## What the task asks
Give the listing again character for character, but drop the images.

## Source excerpt

* * * * * * * * *

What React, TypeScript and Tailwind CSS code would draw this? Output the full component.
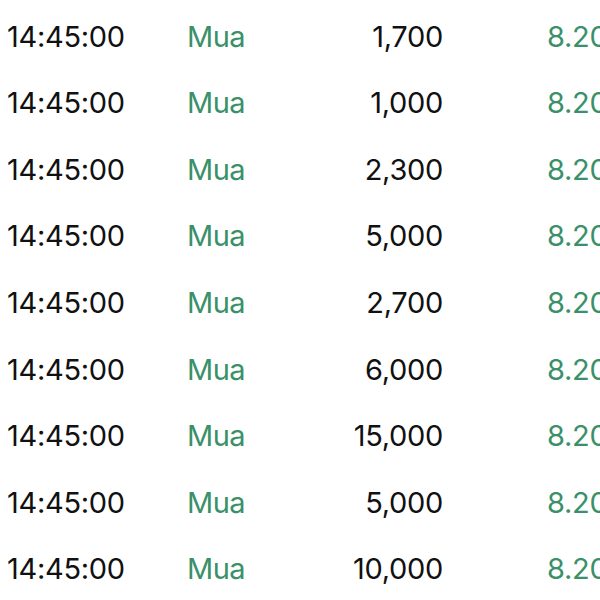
import React from "react";

const rows = ["1,700", "1,000", "2,300", "5,000", "2,700", "6,000", "15,000", "5,000", "10,000"];

export default function App() {
  return (
    <div className="w-[600px] h-[600px] overflow-hidden bg-white pt-[3px]" style={{ fontFamily: "Inter, 'Noto Sans', sans-serif" }}>
      {rows.map((q, i) => (
        <div key={i} className="relative h-[66.6px] flex items-center text-[29px] font-normal whitespace-nowrap">
          <span className="absolute left-[7px] text-[#111111] tracking-[-0.3px]">14:45:00</span>
          <span className="absolute left-[187px] text-[#3a9068] tracking-[-0.5px]">Mua</span>
          <span className="absolute right-[157px] text-[#111111] tracking-[-0.3px]">{q}</span>
          <span className="absolute left-[547px] text-[#3a9068] tracking-[-0.3px]">8.200</span>
        </div>
      ))}
    </div>
  );
}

* * * * * * * * *

## Solution for this problem
What React, TypeScript and Tailwind CSS code would draw this? Output the full component.
import React from "react";

const rows = ["1,700", "1,000", "2,300", "5,000", "2,700", "6,000", "15,000", "5,000", "10,000"];

export default function App() {
  return (
    <div className="w-[600px] h-[600px] overflow-hidden bg-white pt-[3px]" style={{ fontFamily: "Inter, 'Noto Sans', sans-serif" }}>
      {rows.map((q, i) => (
        <div key={i} className="relative h-[66.6px] flex items-center text-[29px] font-normal whitespace-nowrap">
          <span className="absolute left-[7px] text-[#111111] tracking-[-0.3px]">14:45:00</span>
          <span className="absolute left-[187px] text-[#3a9068] tracking-[-0.5px]">Mua</span>
          <span className="absolute right-[157px] text-[#111111] tracking-[-0.3px]">{q}</span>
          <span className="absolute left-[547px] text-[#3a9068] tracking-[-0.3px]">8.200</span>
        </div>
      ))}
    </div>
  );
}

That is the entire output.